Maranto's article troubles me for a number of reasons. First, it is poorly argued and more than a bit solipsistic (sorry, Bob, I'm not especially interested in your personal testimony). Second, the Washington Post provides a rather large megaphone and this piece may well persuade people who don't understand academia and its culture that widespread ideological discrimination is common on college campuses, which it is not. Despite the professor's brief swipe at pseudo-intellectual hucksters like David Horowitz, Maranto has to know that his words will be catnip for the right-wing culture warriors and their target audience of gullible rubes.
Worst of all, Maranto trivializes an issue that deserves more—and more careful—attention. Many of us on the liberal side of the academy would love to see more conservatives join our ranks. We want our students exposed to a variety of perspectives, and, frankly, we enjoy the debate. The problem is not nearly so great as Maranto suggests, but a numerical imbalance between liberals and conservatives does exist on college campuses and that is certainly not a good thing.

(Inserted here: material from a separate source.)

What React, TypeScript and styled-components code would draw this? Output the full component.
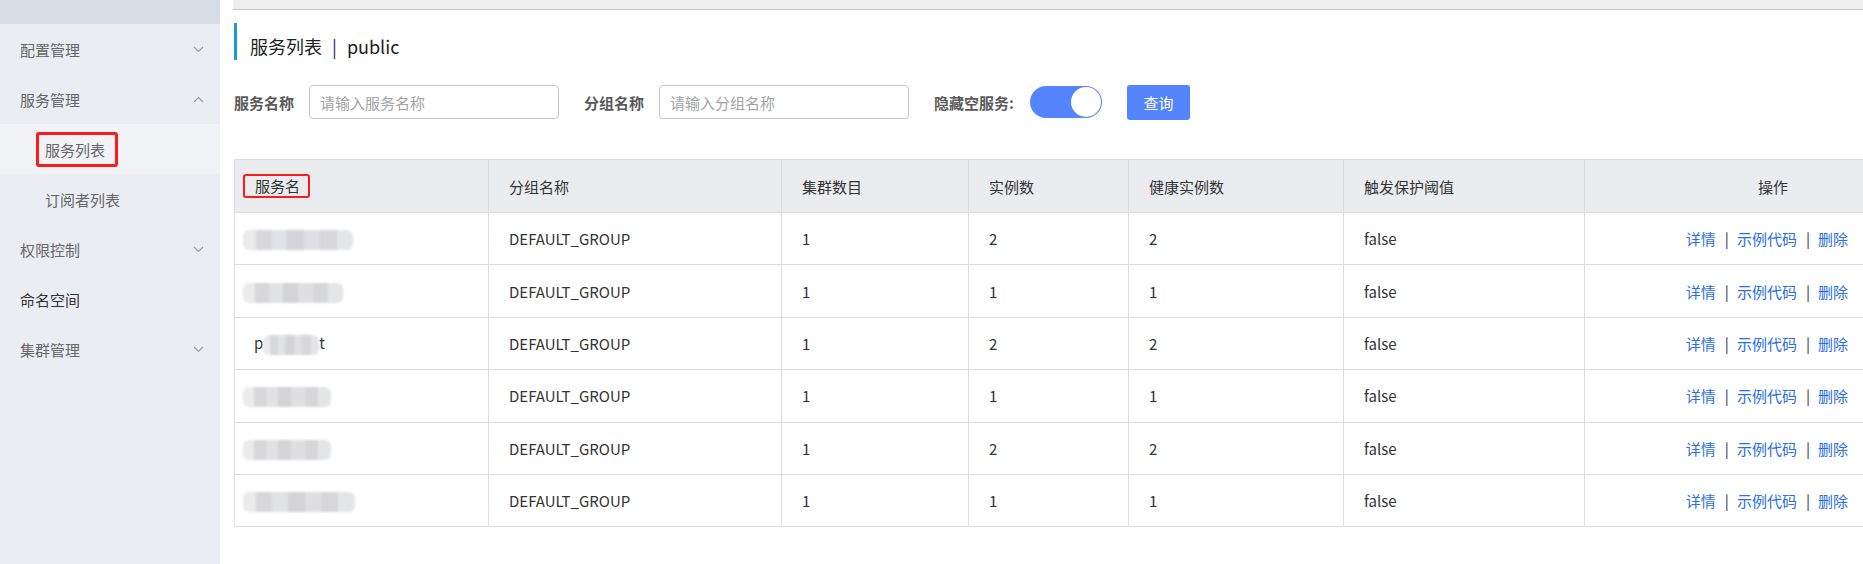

But careless articles like this one cause liberal professors to fear, legitimately, that the critics who want to reshape the academy have their own ideological agenda and have no interest in the sort of sober reflection that most of us value. If right-wingers wish to join us as open-minded seekers of knowledge, they are more than welcome. If they want to join us as right-wingers, however, they should be stopped by all means necessary.
The conservative critics of the academy often refer to intellectual diversity when they really mean ideological diversity. Both have their place, of course, but the former already exists on every campus in the United States other than, perhaps, those institutions bankrolled by televangelists. Many of us are prepared to embrace the latter, but not if it means allowing culture warriors to set up shop in our halls.